Finally, on with the new year.
You know, I really could have used a bottle of wine while watching this, it would have set the mood just perfect. While I did enjoy watching A Good Year a great deal, it’s still a bit of a mixed bag with some glaring flaws. They had improved the story to be more wholesome and intact when adapting the book to the big screen format, but unfortunately they also made it a lot more formulaic and clichéd. The idea that Max is a selfish businessman only interested in selling the vineyard for profit and by chance ends up stuck in France where his memories of the vineyard slowly make him become a better person isn’t by itself a bad idea, even if we’ve all seen the trope way too often. No, my problem is that the way the movie goes about ends up feeling too contrived.

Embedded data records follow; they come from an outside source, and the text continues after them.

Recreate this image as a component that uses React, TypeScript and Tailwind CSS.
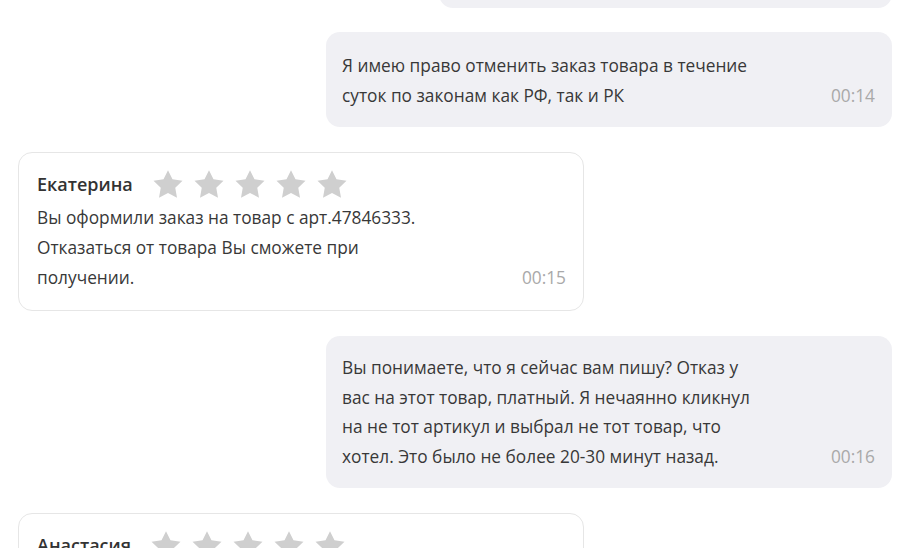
const font = { fontFamily: '"Open Sans", "Noto Sans", sans-serif' };

function Star() {
  return (
    <svg width="30" height="29" viewBox="0 0 24 23" className="shrink-0">
      <path
        d="M12 0l3.6 7.3 8 1.1-5.8 5.6 1.4 8L12 18.2l-7.2 3.8 1.4-8L0.4 8.4l8-1.1z"
        fill="#cfcfcf"
      />
    </svg>
  );
}

function Outgoing({ lines, time, className = "" }: { lines: string[]; time: string; className?: string }) {
  return (
    <div className={`ml-auto w-[566px] rounded-[14px] bg-[#f0f0f4] pl-4 pr-[17px] ${className}`}>
      <div className="flex items-end justify-between text-[17.3px] leading-[29.5px] text-[#383838]">
        <div>
          {lines.map((l) => (
            <div key={l}>{l}</div>
          ))}
        </div>
        <span className="text-[#a9a9a9]">{time}</span>
      </div>
    </div>
  );
}

function Incoming({ name, lines, time, className = "" }: { name: string; lines: string[]; time: string; className?: string }) {
  return (
    <div className={`w-[566px] rounded-[14px] border border-[#e6e6e6] bg-white pl-[18px] pr-[17px] ${className}`}>
      <div className="flex items-center gap-[20px]">
        <span className="text-[18px] font-semibold text-[#333333]">{name}</span>
        <div className="flex gap-[11px]">
          <Star />
          <Star />
          <Star />
          <Star />
          <Star />
        </div>
      </div>
      <div className="mt-[4px] flex items-end justify-between text-[17.3px] leading-[30px] text-[#383838]">
        <div>
          {lines.map((l) => (
            <div key={l}>{l}</div>
          ))}
        </div>
        <span className="text-[#a9a9a9]">{time}</span>
      </div>
    </div>
  );
}

export default function App() {
  return (
    <div className="h-[548px] w-[900px] overflow-hidden bg-white pl-[18px] pr-2" style={font}>
      <div className="ml-auto -mt-[40px] h-[48px] w-[453px] rounded-[14px] bg-[#f0f0f4]" />
      <Outgoing
        className="mt-6 pt-[19px] pb-[17px]"
        lines={["Я имею право отменить заказ товара в течение", "суток по законам как РФ, так и РК"]}
        time="00:14"
      />
      <Incoming
        className="mt-[25px] pt-[17px] pb-[17px]"
        name="Екатерина"
        lines={[
          "Вы оформили заказ на товар с арт.47846333.",
          "Отказаться от товара Вы сможете при",
          "получении.",
        ]}
        time="00:15"
      />
      <Outgoing
        className="mt-[25px] pt-[17px] pb-[17px]"
        lines={[
          "Вы понимаете, что я сейчас вам пишу? Отказ у",
          "вас на этот товар, платный. Я нечаянно кликнул",
          "на не тот артикул и выбрал не тот товар, что",
          "хотел. Это было не более 20-30 минут назад.",
        ]}
        time="00:16"
      />
      <Incoming
        className="mt-[25px] pt-[17px] pb-[17px]"
        name="Анастасия"
        lines={["Здравствуйте!"]}
        time="00:17"
      />
    </div>
  );
}
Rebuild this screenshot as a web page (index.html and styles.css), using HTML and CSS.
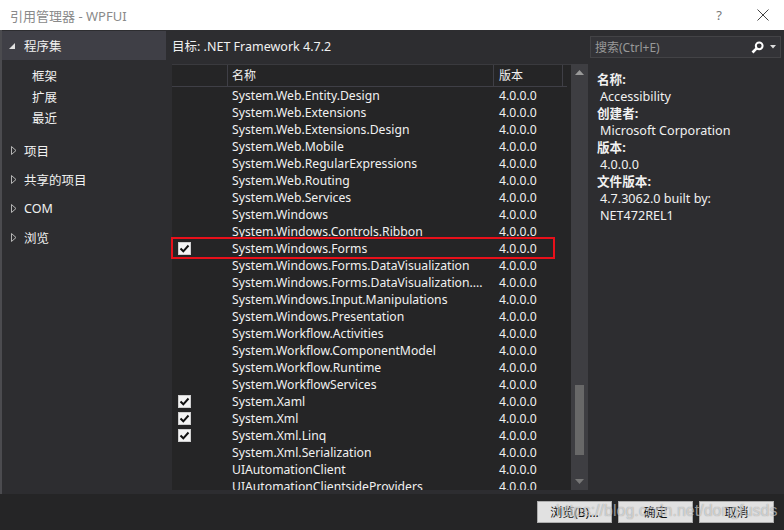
FILE: index.html
```html
<!DOCTYPE html>
<html>
<head>
<meta charset="utf-8">
<title>引用管理器 - WPFUI</title>
<link rel="stylesheet" href="styles.css">
</head>
<body>
<div class="window">

 <div class="titlebar">
  <span class="title">引用管理器 - WPFUI</span>
  <span class="help">?</span>
  <svg class="close" width="12" height="12" viewBox="0 0 12 12"><path d="M0.5 0.5L11.5 11.5M11.5 0.5L0.5 11.5" stroke="#444" stroke-width="1"/></svg>
 </div>

 <div class="main">
  <div class="nav">
   <div class="navhead"><svg class="tri-open" width="6" height="6" viewBox="0 0 6 6"><polygon points="6,0 6,6 0,6" fill="#e0e0e0"/></svg>程序集</div>
   <div class="sub first">框架</div>
   <div class="sub">扩展</div>
   <div class="sub">最近</div>
   <div class="group gfirst"><svg class="tri" width="6" height="9" viewBox="0 0 6 9"><polygon points="0.5,0.5 5,4.5 0.5,8.5" fill="none" stroke="#b4b4b4"/></svg>项目</div>
   <div class="group"><svg class="tri" width="6" height="9" viewBox="0 0 6 9"><polygon points="0.5,0.5 5,4.5 0.5,8.5" fill="none" stroke="#b4b4b4"/></svg>共享的项目</div>
   <div class="group"><svg class="tri" width="6" height="9" viewBox="0 0 6 9"><polygon points="0.5,0.5 5,4.5 0.5,8.5" fill="none" stroke="#b4b4b4"/></svg>COM</div>
   <div class="group"><svg class="tri" width="6" height="9" viewBox="0 0 6 9"><polygon points="0.5,0.5 5,4.5 0.5,8.5" fill="none" stroke="#b4b4b4"/></svg>浏览</div>
  </div>

  <div class="center">
   <div class="target">目标: .NET Framework 4.7.2</div>
   <div class="listbox">
    <div class="list">
     <div class="head">
      <span class="c-chk"></span>
      <span class="c-name">名称</span>
      <span class="c-ver">版本</span>
     </div>
     <div class="rows">
      <div class="row"><span class="c-chk"></span><span class="c-name">System.Web.Entity.Design</span><span class="c-ver">4.0.0.0</span></div>
      <div class="row"><span class="c-chk"></span><span class="c-name">System.Web.Extensions</span><span class="c-ver">4.0.0.0</span></div>
      <div class="row"><span class="c-chk"></span><span class="c-name">System.Web.Extensions.Design</span><span class="c-ver">4.0.0.0</span></div>
      <div class="row"><span class="c-chk"></span><span class="c-name">System.Web.Mobile</span><span class="c-ver">4.0.0.0</span></div>
      <div class="row"><span class="c-chk"></span><span class="c-name">System.Web.RegularExpressions</span><span class="c-ver">4.0.0.0</span></div>
      <div class="row"><span class="c-chk"></span><span class="c-name">System.Web.Routing</span><span class="c-ver">4.0.0.0</span></div>
      <div class="row"><span class="c-chk"></span><span class="c-name">System.Web.Services</span><span class="c-ver">4.0.0.0</span></div>
      <div class="row"><span class="c-chk"></span><span class="c-name">System.Windows</span><span class="c-ver">4.0.0.0</span></div>
      <div class="row"><span class="c-chk"></span><span class="c-name">System.Windows.Controls.Ribbon</span><span class="c-ver">4.0.0.0</span></div>
      <div class="row"><span class="c-chk"><span class="box"><svg width="11" height="11" viewBox="0 0 11 11"><path d="M1.5 5.5L4.3 8.3L9.5 2.5" fill="none" stroke="#111" stroke-width="2"/></svg></span></span><span class="c-name">System.Windows.Forms</span><span class="c-ver">4.0.0.0</span></div>
      <div class="row"><span class="c-chk"></span><span class="c-name">System.Windows.Forms.DataVisualization</span><span class="c-ver">4.0.0.0</span></div>
      <div class="row"><span class="c-chk"></span><span class="c-name">System.Windows.Forms.DataVisualization....</span><span class="c-ver">4.0.0.0</span></div>
      <div class="row"><span class="c-chk"></span><span class="c-name">System.Windows.Input.Manipulations</span><span class="c-ver">4.0.0.0</span></div>
      <div class="row"><span class="c-chk"></span><span class="c-name">System.Windows.Presentation</span><span class="c-ver">4.0.0.0</span></div>
      <div class="row"><span class="c-chk"></span><span class="c-name">System.Workflow.Activities</span><span class="c-ver">4.0.0.0</span></div>
      <div class="row"><span class="c-chk"></span><span class="c-name">System.Workflow.ComponentModel</span><span class="c-ver">4.0.0.0</span></div>
      <div class="row"><span class="c-chk"></span><span class="c-name">System.Workflow.Runtime</span><span class="c-ver">4.0.0.0</span></div>
      <div class="row"><span class="c-chk"></span><span class="c-name">System.WorkflowServices</span><span class="c-ver">4.0.0.0</span></div>
      <div class="row"><span class="c-chk"><span class="box"><svg width="11" height="11" viewBox="0 0 11 11"><path d="M1.5 5.5L4.3 8.3L9.5 2.5" fill="none" stroke="#111" stroke-width="2"/></svg></span></span><span class="c-name">System.Xaml</span><span class="c-ver">4.0.0.0</span></div>
      <div class="row"><span class="c-chk"><span class="box"><svg width="11" height="11" viewBox="0 0 11 11"><path d="M1.5 5.5L4.3 8.3L9.5 2.5" fill="none" stroke="#111" stroke-width="2"/></svg></span></span><span class="c-name">System.Xml</span><span class="c-ver">4.0.0.0</span></div>
      <div class="row"><span class="c-chk"><span class="box"><svg width="11" height="11" viewBox="0 0 11 11"><path d="M1.5 5.5L4.3 8.3L9.5 2.5" fill="none" stroke="#111" stroke-width="2"/></svg></span></span><span class="c-name">System.Xml.Linq</span><span class="c-ver">4.0.0.0</span></div>
      <div class="row"><span class="c-chk"></span><span class="c-name">System.Xml.Serialization</span><span class="c-ver">4.0.0.0</span></div>
      <div class="row"><span class="c-chk"></span><span class="c-name">UIAutomationClient</span><span class="c-ver">4.0.0.0</span></div>
      <div class="row"><span class="c-chk"></span><span class="c-name">UIAutomationClientsideProviders</span><span class="c-ver">4.0.0.0</span></div>
     </div>
     <div class="mark"></div>
    </div>
    <div class="scroll">
     <div class="arrow"><svg width="9" height="5" viewBox="0 0 9 5"><polygon points="0,5 4.5,0 9,5" fill="#999"/></svg></div>
     <div class="track"><div class="thumb"></div></div>
     <div class="arrow"><svg width="9" height="5" viewBox="0 0 9 5"><polygon points="0,0 4.5,5 9,0" fill="#777"/></svg></div>
    </div>
   </div>
  </div>

  <div class="side">
   <div class="search">
    <span class="hint">搜索(Ctrl+E)</span>
    <svg class="lens" width="13" height="13" viewBox="0 0 13 13"><circle cx="8.2" cy="4.8" r="3.4" fill="none" stroke="#fff" stroke-width="2"/><path d="M5.8 7.2L1.5 11.5" stroke="#fff" stroke-width="2.6"/></svg>
    <svg class="drop" width="6" height="4" viewBox="0 0 6 4"><polygon points="0,0 6,0 3,3.5" fill="#ddd"/></svg>
   </div>
   <dl class="info">
    <dt>名称:</dt><dd>Accessibility</dd>
    <dt>创建者:</dt><dd>Microsoft Corporation</dd>
    <dt>版本:</dt><dd>4.0.0.0</dd>
    <dt>文件版本:</dt><dd>4.7.3062.0 built by:</dd>
    <dd>NET472REL1</dd>
   </dl>
  </div>
 </div>

 <div class="footer">
  <button class="btn">浏览(B)...</button>
  <button class="btn">确定</button>
  <button class="btn">取消</button>
  <span class="watermark">https://blog.csdn.net/dongfusds</span>
 </div>

</div>
</body>
</html>
```

FILE: styles.css
```css
body {
 margin:0;
 background:#252526;
 font-family:"Noto Sans","Noto Sans CJK SC",sans-serif;
 font-size:12px;
 color:#f1f1f1;
}
.window {
 width:784px;
 height:530px;
 overflow:hidden;
}
.titlebar {
 height:30px;
 background:#fff;
 display:flex;
 align-items:center;
}
.title {
 padding-left:10px;
 color:#8a8a8a;
 font-size:13px;
}
.help {
 margin-left:auto;
 margin-right:35px;
 color:#777;
 font-size:13px;
}
.close {
 margin-right:15px;
}
.main {
 height:464px;
 display:flex;
 background:#2d2d30;
 border-left:2px solid #4b4b4f;
}
.nav {
 width:164px;
 font-size:12.5px;
}
.navhead {
 height:29px;
 margin-top:1px;
 background:#3f3f46;
 display:flex;
 align-items:center;
 padding-left:7px;
}
.tri-open {
 margin-right:9px;
 margin-top:1px;
}
.sub {
 padding-left:30px;
 line-height:21px;
}
.sub.first {
 margin-top:6px;
}
.group {
 display:flex;
 align-items:center;
 height:29px;
 padding-left:9px;
}
.group.gfirst {
 margin-top:7px;
}
.tri {
 margin-right:7px;
}
.center {
 width:416px;
 padding-left:6px;
 display:flex;
 flex-direction:column;
}
.target {
 height:34px;
 line-height:34px;
 font-size:12.5px;
}
.listbox {
 height:426px;
 display:flex;
}
.list {
 flex:1;
 position:relative;
 background:#252526;
 border-top:1px solid #3a3a3e;
}
.head {
 display:flex;
 height:21px;
 line-height:21px;
 border-bottom:1px solid #3f3f46;
 margin-right:4px;
}
.head span {
 border-right:1px solid #3f3f46;
}
.c-chk {
 width:56px;
 flex:none;
 box-sizing:border-box;
 padding-left:6px;
 display:flex;
 align-items:center;
}
.c-name {
 width:266px;
 flex:none;
 box-sizing:border-box;
 padding-left:4px;
 white-space:nowrap;
 overflow:hidden;
}
.c-ver {
 width:69px;
 flex:none;
 box-sizing:border-box;
 padding-left:5px;
}
.rows {
 height:403px;
 overflow:hidden;
 font-size:12.2px;
}
.row {
 display:flex;
 height:17px;
 line-height:17px;
}
.box {
 width:13px;
 height:13px;
 box-sizing:border-box;
 background:#f4f4f4;
 border:1px solid #cfcfcf;
 display:flex;
 align-items:center;
 justify-content:center;
}
.mark {
 position:absolute;
 left:-1px;
 top:172px;
 width:384px;
 height:22px;
 box-sizing:border-box;
 border:2px solid #e8101a;
}
.scroll {
 width:17px;
 background:#3e3e42;
 display:flex;
 flex-direction:column;
}
.arrow {
 height:17px;
 display:flex;
 align-items:center;
 justify-content:center;
}
.track {
 flex:1;
}
.thumb {
 width:9px;
 height:70px;
 margin:304px 0 0 4px;
 background:#686868;
}
.side {
 width:196px;
}
.search {
 height:22px;
 margin:6px 3px 0 2px;
 box-sizing:border-box;
 background:#333337;
 border:1px solid #434346;
 display:flex;
 align-items:center;
 padding-left:4px;
}
.hint {
 color:#999;
 flex:1;
}
.lens {
 margin-right:6px;
}
.drop {
 margin-right:4px;
}
.info {
 margin:13px 0 0 9px;
 line-height:17px;
 font-size:12.6px;
}
.info dt {
 font-weight:bold;
}
.info dd {
 margin-left:3px;
}
.footer {
 height:36px;
 background:#252526;
 display:flex;
 justify-content:flex-end;
 align-items:flex-start;
 gap:6px;
 padding:7px 10px 0 0;
 box-sizing:border-box;
 position:relative;
}
.btn {
 width:75px;
 height:22px;
 background:#e1e1e1;
 border:1px solid #adadad;
 color:#111;
 font-family:"Noto Sans","Noto Sans CJK SC",sans-serif;
 font-size:12px;
 padding:0;
}
.watermark {
 position:absolute;
 left:556px;
 top:8px;
 font-family:"Liberation Sans",sans-serif;
 font-size:16px;
 color:rgba(255,255,255,0.55);
 text-shadow:0 0 1px rgba(0,0,0,0.4);
 pointer-events:none;
}
```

Max only ends up spending one single week in the vineyard and everything just feels to move on a rushed pace because of that. It would have worked better in my opinion, if the time period was longer, for it to happen more gradually and slow.
Personally, I would have made Max get fired when he arrives at France, and strand him at the vineyard to contemplate what to do next (perhaps by having his stock scheme from the beginning of the movie turn get him in real trouble and turn him into a pariah so he couldn’t even get a job elsewhere), thus writing out the entire artificial conflict at the end of the movie where he’ backs at London and his boss gives him the option to either become partner or get a big fat severance check. The whole set up felt so forced because it’s just there to give some fake drama, as if we didn’t already know he goes back to France. It was also a bit dumb to have Crowe and Cotillard have met each other as kids and share a kiss, but it’s a minor gripe, I just saw it as completely unnecessary because it comes out of nowhere and has no real significance because they were already attracted to each other.
What in essence makes the movie work is the multiple flashbacks featuring Albert Finney as Max’s uncle, who does a wonderful job at being a really charming and bit eccentric wine maker. Without his convincing work, you would not have believed that the vineyard held so many warm memories to Max that it could slowly started to crack his cold business man armor and turn him back to the nice, non self-centered guy he was as a child when he spent his summers at the his uncle’s house.